I'm now fully in the thrall of Tanya French's latest, 'Broken Harbor.' For those of you who haven't read her, the first book, In the Woods, was about the murder of a child that had bizarre, ritualistic qualities. What was eerie about the book was that a series of murders had taken place in the same town decades before, also of children, and one of the people involved in the current investigation had been a victim who survived the earlier murders, although he remembers almost nothing. It's not just a 'creep you out' serial murderer book, but deals with the mind and emotions of the survivor, who is desperate to find a link to his past in the investigation of the current murder. If that makes any sense.
She's a young Irish writer, and has the procedural elements nailed, as well as the rough dialogue of cops in the trench, the gallows humor and the stress and pressure of a murder investigation. That was her first book. The next several were good, but didn't pack the wallop of the first one, although some of the characters were carried forward.

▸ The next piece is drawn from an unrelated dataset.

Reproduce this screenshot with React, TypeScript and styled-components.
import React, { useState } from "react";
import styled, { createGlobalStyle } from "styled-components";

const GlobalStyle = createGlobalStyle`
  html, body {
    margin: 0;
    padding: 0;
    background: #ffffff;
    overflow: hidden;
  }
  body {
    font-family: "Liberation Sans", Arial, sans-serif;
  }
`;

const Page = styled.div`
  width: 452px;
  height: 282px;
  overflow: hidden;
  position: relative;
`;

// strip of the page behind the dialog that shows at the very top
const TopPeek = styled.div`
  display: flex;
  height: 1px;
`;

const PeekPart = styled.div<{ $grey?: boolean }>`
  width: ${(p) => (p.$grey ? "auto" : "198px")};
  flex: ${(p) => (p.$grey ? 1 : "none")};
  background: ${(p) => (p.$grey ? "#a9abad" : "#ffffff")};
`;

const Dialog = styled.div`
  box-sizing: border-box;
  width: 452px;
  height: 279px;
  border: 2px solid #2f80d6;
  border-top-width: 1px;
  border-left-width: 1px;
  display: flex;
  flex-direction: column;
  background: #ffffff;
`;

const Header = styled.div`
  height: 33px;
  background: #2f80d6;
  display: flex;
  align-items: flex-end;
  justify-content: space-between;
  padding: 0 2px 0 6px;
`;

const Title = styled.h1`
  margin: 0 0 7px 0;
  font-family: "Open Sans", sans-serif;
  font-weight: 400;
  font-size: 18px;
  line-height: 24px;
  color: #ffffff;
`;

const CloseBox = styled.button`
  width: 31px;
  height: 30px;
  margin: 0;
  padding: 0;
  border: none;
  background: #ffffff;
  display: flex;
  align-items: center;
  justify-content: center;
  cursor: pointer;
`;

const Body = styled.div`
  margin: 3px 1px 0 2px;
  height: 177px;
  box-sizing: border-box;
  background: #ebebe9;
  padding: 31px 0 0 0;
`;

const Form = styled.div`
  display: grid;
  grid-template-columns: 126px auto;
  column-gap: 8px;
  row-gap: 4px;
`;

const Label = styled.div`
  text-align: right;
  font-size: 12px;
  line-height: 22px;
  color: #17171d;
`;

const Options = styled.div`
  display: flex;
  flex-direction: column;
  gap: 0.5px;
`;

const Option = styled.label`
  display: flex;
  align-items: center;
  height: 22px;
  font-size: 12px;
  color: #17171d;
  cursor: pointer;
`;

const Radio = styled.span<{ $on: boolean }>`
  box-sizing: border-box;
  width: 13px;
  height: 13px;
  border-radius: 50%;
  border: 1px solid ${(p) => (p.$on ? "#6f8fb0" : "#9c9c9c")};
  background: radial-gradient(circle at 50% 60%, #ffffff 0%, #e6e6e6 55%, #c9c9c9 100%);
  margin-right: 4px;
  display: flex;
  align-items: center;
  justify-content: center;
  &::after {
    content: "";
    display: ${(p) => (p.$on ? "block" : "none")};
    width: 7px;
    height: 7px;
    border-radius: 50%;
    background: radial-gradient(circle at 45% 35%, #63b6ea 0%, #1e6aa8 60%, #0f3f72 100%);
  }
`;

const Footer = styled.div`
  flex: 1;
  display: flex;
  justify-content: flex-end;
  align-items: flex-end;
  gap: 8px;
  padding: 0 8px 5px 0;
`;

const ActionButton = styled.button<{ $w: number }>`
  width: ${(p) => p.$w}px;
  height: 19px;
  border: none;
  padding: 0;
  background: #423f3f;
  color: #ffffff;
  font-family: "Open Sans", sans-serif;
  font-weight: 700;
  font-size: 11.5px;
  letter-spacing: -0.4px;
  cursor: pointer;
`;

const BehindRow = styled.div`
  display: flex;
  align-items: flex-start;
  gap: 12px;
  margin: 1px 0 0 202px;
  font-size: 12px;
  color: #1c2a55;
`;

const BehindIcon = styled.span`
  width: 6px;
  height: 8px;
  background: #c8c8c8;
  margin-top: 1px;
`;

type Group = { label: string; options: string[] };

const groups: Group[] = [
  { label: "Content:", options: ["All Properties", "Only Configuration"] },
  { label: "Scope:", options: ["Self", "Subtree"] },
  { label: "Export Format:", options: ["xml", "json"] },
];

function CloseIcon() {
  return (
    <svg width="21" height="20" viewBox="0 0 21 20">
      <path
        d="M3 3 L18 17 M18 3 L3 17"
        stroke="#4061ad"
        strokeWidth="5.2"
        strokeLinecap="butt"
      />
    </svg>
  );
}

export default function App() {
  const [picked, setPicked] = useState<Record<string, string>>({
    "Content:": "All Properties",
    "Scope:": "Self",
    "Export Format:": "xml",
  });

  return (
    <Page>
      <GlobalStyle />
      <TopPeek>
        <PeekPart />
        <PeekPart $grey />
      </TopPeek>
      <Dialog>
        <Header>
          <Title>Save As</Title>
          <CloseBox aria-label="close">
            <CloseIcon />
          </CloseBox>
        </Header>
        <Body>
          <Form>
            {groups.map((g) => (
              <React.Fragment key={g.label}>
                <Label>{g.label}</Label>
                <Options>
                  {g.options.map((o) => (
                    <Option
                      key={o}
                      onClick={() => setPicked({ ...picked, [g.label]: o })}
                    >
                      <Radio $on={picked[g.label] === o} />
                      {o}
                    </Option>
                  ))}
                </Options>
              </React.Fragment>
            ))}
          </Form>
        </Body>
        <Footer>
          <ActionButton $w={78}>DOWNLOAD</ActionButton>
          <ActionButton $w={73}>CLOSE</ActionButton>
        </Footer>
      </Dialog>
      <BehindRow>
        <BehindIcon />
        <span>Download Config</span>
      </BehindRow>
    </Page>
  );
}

The new book, about the murder of an entire family in a remote housing development that failed when the economy cratered, shows the author in top form. The level of thoroughness in the investigation, the imagination of the detectives in thinking up leads, and how to pursue them, is far more interesting than the standard police procedural. It's not just forensics or technology ala CSI. These guys have to take virtually no leads, and turn them into a strategy to figure out what happened and who the actor was. It's an amazing ride so far. You have to cope with some peculiarities of Irish slang- but it's easy enough to figure out in context. If you are into police procedurals, grab this one first. Then go back and read In the Woods.